Let's say I want to genotype a set of BAMs using GATK. A basic DSL2 nextflow workflow would look like:
workflow {
take:
reference
beds
bams
main:
hc = haplotypecaller(reference,bams.combine(beds))
bed2vcf = combinegvcf(hc.groupTuple())
vcf = gathervcfs(bed2vcf.collect())
}
process haplotypecaller {
input:
val(reference)
tuple val(bam),val(bed)
output:
tuple bed,path("sample.g.vcf.gz")
script:
"""
gatk HaplotypeCaller -R ${reference} -I ${bam} -L ${bed} -ERC GVCF -O sample.g.vcf.gz
"""
}
process combinegvcf {
input:
tuple val(bed),val(gvcfs)
ouput:
script:
"""
(...)
"""
}
process gathervcfs {
input:
val(vcfs)
ouput:
path("final.vcf.gz")
script:
"""
(...)
"""
}
but then I'm asked to run this workflow for a set of BAMS that come from different mappers (bwa, bowtie). hum... ok , easy, I can add a mapper in the input tuple
tuple val(bam),val(bed),val(mapper)
and use a composite key when using operators like groupTuple()
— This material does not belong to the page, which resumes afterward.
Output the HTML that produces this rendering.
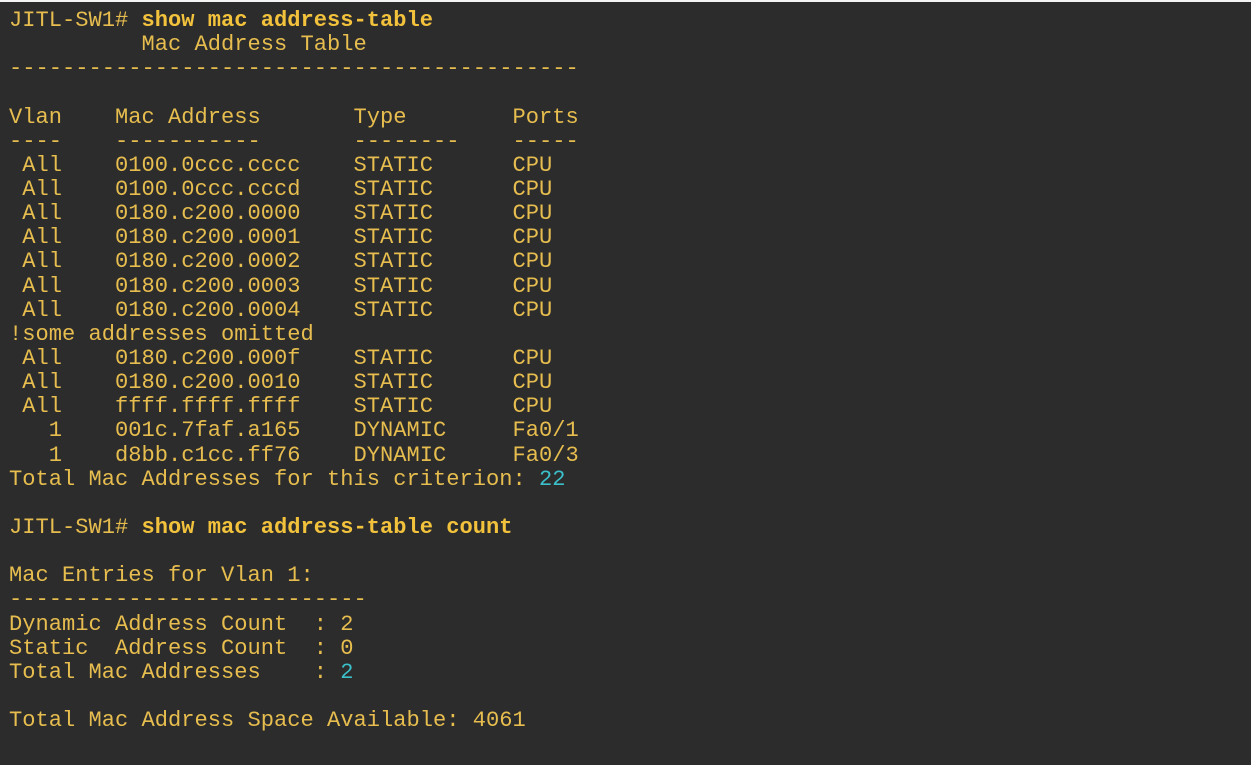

but then I'm asked to run this new workflow with a ploidy
parameter that will change with the sex (female,male) and the bed (PAR/X/Y/autosome),
but then I'm asked to run this new new workflow with various values for --min-mapping-quality
, but then etc... etc...
So my question is: what is the best practice to design and reuse a process/sub-workflow. My feeling is to use an associative map to store the parameters but than how to handle this map in the output ? how can I reuse things after groupTuple()